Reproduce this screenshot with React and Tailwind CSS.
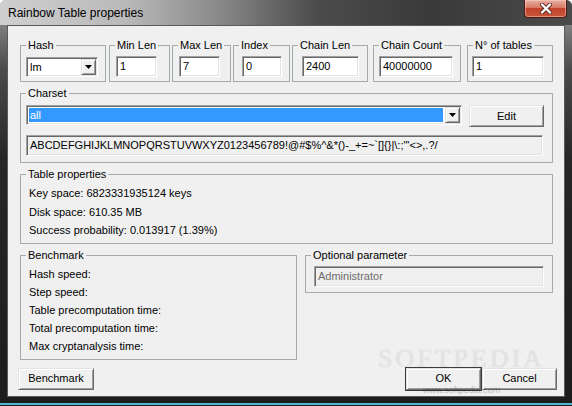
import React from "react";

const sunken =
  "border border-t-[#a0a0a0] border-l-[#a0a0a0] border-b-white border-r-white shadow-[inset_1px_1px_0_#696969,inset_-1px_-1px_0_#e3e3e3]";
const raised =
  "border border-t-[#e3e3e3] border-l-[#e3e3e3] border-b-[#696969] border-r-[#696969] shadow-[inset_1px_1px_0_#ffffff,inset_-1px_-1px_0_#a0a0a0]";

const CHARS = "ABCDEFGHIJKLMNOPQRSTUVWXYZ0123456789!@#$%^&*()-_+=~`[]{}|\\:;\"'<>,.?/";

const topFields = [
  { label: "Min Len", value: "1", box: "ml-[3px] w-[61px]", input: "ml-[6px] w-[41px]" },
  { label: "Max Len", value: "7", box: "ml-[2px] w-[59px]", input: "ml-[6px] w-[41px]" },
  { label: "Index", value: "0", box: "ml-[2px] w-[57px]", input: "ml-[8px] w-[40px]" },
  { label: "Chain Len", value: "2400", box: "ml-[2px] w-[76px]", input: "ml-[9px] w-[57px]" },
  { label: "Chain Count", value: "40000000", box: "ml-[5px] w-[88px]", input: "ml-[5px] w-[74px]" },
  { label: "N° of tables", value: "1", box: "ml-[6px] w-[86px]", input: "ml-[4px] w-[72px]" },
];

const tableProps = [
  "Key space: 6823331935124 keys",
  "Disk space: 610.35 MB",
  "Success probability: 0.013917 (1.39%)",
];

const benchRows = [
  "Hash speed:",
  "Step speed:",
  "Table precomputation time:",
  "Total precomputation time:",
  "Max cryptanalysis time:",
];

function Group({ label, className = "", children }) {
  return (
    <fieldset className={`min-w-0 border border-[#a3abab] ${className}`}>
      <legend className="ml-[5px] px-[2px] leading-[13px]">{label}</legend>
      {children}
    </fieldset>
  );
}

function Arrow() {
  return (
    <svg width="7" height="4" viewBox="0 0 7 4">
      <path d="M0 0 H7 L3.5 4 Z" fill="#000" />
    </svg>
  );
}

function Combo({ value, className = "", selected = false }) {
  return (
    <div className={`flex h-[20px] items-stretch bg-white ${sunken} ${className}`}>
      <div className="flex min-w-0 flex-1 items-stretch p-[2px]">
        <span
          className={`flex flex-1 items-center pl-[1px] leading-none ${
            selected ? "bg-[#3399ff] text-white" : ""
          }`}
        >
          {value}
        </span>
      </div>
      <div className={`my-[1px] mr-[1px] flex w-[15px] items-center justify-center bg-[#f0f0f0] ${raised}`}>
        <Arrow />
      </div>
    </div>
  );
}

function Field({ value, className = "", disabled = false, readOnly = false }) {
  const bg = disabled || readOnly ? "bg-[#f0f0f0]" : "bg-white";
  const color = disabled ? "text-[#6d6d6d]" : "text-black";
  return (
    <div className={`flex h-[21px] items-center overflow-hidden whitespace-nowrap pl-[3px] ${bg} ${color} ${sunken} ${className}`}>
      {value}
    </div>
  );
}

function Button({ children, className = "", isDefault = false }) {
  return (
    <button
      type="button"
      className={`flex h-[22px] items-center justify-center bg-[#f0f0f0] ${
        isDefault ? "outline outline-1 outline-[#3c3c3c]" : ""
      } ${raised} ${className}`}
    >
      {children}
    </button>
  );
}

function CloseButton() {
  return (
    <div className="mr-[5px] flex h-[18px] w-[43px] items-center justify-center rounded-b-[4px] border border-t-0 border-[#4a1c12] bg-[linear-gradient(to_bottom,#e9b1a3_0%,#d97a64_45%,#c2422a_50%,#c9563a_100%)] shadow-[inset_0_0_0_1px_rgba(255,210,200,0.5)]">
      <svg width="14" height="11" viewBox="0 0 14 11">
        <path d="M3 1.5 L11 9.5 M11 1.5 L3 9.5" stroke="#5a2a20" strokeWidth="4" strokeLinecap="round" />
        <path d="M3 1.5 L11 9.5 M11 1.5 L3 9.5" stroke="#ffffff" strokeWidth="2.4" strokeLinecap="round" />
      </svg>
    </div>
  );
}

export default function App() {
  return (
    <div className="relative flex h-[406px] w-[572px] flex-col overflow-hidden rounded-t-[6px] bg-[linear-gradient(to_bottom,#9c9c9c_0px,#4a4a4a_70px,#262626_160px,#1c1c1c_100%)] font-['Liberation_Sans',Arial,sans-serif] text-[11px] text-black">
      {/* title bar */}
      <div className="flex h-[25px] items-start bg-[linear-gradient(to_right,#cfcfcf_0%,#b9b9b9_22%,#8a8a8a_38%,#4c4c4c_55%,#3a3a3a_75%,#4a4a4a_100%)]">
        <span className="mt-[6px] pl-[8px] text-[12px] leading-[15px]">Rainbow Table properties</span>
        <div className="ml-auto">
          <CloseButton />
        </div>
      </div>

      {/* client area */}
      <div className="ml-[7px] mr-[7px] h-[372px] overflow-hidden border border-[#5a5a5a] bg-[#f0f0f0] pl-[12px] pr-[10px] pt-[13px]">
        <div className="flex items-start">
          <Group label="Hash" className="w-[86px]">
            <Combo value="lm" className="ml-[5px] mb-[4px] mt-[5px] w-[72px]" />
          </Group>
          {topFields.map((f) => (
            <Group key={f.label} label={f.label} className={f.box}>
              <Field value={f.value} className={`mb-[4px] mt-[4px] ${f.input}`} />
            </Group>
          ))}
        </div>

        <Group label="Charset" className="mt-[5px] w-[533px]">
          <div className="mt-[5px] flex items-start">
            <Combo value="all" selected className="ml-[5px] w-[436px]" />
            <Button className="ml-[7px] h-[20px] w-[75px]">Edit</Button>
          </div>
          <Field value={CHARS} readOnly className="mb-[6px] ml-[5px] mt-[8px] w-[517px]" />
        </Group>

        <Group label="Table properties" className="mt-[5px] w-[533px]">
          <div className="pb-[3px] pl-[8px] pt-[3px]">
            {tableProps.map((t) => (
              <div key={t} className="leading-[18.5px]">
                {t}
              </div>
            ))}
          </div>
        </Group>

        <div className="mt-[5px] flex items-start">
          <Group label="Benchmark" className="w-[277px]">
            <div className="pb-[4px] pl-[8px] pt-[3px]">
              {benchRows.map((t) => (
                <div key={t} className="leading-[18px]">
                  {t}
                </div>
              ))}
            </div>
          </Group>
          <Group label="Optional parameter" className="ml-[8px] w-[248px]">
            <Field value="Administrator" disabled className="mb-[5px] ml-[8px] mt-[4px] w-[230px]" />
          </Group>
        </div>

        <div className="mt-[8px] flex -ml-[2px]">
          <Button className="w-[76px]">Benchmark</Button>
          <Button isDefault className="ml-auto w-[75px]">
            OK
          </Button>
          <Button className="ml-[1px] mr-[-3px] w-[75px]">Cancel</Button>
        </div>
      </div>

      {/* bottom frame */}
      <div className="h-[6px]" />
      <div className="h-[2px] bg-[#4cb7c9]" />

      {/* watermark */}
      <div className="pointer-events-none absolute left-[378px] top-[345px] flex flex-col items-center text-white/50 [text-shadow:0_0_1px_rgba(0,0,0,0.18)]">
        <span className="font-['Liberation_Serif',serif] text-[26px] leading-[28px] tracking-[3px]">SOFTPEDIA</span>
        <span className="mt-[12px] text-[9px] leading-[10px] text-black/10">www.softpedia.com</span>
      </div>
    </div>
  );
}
...
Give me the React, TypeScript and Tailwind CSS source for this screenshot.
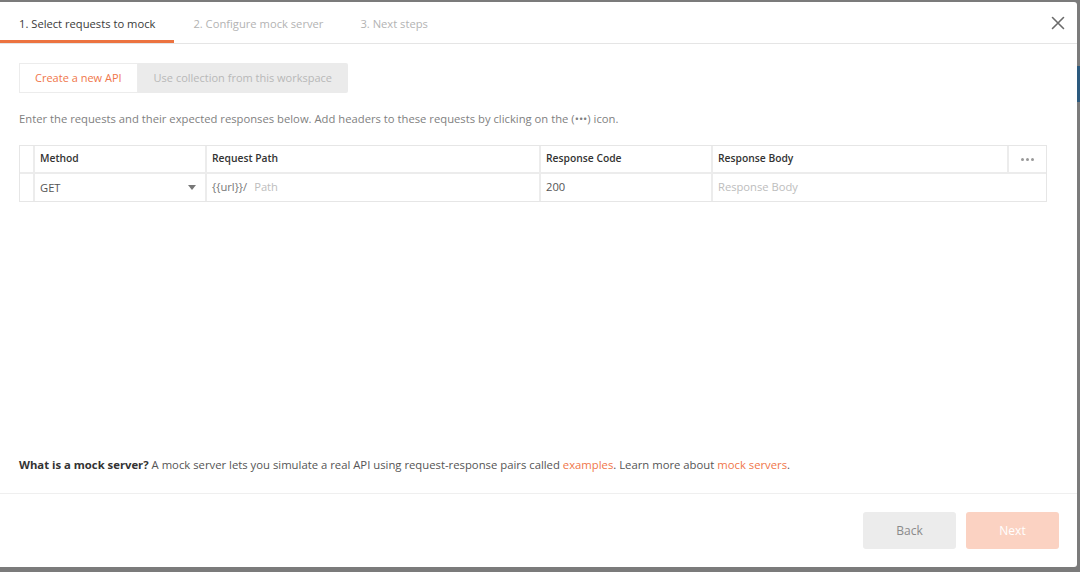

Task goal
Repeat exactly, and only, the lines from the one containing "Reproduce this screenshot" through the one containing "import React from", both included, without the pictures.

The completed task
Reproduce this screenshot with React and Tailwind CSS.
import React from "react";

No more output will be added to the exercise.